━━ SOURCE RECORDS ━━

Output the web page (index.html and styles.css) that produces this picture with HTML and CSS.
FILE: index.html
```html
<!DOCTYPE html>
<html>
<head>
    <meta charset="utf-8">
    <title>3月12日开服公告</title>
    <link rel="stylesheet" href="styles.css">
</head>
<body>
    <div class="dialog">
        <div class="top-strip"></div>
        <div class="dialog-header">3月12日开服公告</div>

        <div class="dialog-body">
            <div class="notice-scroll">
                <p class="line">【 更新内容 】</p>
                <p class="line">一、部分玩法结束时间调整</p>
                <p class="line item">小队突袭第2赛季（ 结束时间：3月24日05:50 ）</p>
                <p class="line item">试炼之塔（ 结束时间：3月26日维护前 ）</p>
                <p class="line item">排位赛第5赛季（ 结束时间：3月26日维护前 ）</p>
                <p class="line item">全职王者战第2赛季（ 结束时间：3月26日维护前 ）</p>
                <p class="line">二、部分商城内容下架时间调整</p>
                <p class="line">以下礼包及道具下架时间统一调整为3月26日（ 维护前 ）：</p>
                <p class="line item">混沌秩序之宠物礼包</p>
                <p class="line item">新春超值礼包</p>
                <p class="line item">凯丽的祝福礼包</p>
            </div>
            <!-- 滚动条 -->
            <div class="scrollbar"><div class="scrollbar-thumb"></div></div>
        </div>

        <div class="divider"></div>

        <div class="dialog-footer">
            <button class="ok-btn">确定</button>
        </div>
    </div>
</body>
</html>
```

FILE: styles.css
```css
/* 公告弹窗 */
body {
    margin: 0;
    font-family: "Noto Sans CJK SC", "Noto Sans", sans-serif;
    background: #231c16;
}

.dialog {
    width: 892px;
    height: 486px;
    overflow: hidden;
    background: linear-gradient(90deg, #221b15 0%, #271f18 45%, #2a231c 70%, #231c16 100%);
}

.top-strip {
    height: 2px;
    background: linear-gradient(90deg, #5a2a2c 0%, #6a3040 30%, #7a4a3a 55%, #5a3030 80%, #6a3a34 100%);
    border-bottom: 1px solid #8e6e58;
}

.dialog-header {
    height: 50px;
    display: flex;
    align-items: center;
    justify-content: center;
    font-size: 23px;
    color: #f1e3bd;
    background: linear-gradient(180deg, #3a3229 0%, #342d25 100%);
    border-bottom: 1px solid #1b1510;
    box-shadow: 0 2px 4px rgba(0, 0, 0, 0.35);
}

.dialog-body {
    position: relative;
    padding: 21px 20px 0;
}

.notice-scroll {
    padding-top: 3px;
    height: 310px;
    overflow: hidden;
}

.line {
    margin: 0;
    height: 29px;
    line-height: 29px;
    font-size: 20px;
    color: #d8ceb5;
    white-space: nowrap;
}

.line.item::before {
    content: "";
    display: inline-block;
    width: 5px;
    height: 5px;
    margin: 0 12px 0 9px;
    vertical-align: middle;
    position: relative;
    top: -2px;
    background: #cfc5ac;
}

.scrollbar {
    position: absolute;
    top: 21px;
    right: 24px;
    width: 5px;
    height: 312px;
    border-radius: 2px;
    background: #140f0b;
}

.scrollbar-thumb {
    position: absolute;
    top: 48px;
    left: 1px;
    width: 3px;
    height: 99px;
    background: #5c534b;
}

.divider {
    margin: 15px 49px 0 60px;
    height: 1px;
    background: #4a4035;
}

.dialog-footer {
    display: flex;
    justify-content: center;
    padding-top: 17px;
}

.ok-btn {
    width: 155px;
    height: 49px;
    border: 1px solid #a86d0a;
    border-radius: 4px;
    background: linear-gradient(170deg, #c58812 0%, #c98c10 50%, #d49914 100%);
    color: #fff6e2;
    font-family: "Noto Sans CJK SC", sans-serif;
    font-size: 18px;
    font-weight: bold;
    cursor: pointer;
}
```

━━━
━━ SOURCE RECORDS ━━

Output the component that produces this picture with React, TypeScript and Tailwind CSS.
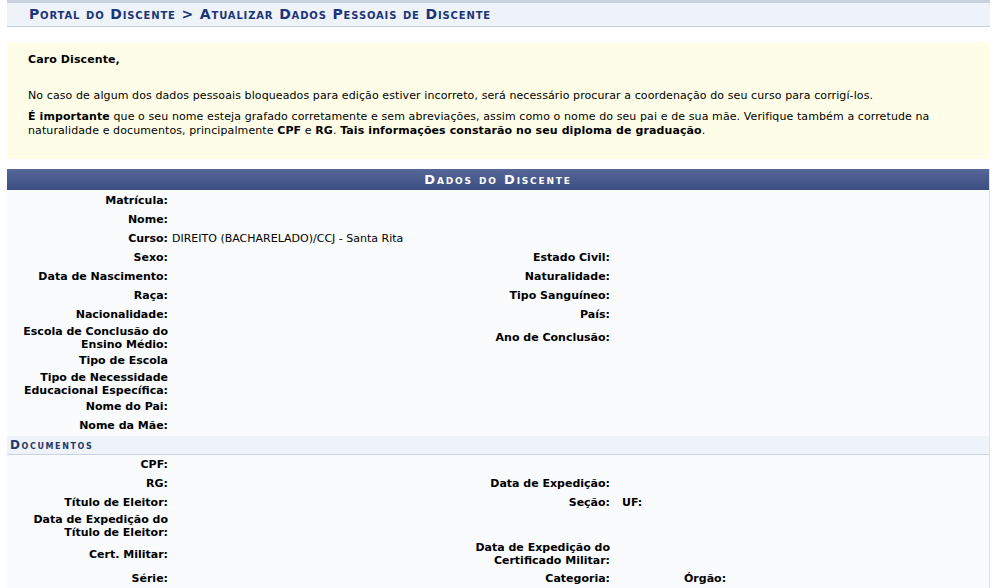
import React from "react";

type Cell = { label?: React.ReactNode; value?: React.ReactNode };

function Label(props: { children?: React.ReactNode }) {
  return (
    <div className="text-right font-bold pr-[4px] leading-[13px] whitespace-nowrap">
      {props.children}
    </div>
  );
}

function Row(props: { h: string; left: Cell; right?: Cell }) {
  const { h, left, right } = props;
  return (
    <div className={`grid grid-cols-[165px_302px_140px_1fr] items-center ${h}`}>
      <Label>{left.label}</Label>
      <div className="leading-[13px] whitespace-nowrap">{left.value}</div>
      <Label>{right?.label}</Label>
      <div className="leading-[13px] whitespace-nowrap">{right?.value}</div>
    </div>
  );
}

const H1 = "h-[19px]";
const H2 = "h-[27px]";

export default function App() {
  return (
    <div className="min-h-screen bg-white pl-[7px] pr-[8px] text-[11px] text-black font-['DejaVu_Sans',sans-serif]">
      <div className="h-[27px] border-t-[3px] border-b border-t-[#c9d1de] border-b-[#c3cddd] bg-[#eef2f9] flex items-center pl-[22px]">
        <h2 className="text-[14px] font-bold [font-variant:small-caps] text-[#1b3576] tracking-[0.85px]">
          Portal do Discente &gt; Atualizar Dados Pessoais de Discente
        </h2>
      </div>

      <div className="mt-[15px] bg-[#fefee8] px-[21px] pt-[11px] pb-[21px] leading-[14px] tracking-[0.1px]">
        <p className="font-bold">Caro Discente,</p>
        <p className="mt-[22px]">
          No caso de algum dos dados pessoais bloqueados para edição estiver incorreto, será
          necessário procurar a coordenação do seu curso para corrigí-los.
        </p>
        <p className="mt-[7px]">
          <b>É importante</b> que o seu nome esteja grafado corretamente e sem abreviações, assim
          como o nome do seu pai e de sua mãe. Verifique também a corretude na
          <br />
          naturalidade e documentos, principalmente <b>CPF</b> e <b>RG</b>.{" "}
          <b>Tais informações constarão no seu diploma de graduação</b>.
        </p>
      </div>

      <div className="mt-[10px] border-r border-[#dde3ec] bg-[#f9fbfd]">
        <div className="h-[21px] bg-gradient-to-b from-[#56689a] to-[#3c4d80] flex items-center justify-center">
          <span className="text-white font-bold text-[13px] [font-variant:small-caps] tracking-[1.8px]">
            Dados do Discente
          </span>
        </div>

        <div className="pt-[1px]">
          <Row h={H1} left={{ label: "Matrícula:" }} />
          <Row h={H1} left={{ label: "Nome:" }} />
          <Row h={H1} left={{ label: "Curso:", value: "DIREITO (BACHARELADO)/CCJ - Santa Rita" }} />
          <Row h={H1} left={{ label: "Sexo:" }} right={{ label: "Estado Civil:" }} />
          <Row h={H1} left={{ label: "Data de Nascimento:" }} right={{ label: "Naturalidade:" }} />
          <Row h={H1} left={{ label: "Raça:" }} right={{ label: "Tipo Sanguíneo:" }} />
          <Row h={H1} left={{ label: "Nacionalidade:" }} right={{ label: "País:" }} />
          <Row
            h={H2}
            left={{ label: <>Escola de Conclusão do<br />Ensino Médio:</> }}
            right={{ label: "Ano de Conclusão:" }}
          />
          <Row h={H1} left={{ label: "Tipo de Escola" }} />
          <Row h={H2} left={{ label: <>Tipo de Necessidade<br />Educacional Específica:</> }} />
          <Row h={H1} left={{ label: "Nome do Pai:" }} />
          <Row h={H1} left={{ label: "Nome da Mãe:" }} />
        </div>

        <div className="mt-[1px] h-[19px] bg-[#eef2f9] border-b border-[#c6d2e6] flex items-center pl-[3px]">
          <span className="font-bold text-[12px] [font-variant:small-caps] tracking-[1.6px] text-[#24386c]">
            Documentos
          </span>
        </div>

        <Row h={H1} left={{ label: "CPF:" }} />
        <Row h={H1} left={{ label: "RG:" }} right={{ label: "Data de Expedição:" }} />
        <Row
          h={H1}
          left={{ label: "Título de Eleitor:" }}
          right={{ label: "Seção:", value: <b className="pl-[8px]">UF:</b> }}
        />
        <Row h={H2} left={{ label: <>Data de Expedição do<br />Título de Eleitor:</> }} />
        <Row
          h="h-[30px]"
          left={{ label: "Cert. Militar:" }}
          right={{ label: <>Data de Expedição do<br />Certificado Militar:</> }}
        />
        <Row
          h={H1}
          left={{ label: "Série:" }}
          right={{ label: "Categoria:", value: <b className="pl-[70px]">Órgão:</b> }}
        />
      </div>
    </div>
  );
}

━━━

## WHAT YOU ARE ASKED TO DO
Exclude any pictures, and restate word for word the lines from the one containing "Output the component" through the one containing "React.ReactNode; value?: React.ReactNode", both included.

## FULL RESPONSE
Output the component that produces this picture with React, TypeScript and Tailwind CSS.
import React from "react";

type Cell = { label?: React.ReactNode; value?: React.ReactNode };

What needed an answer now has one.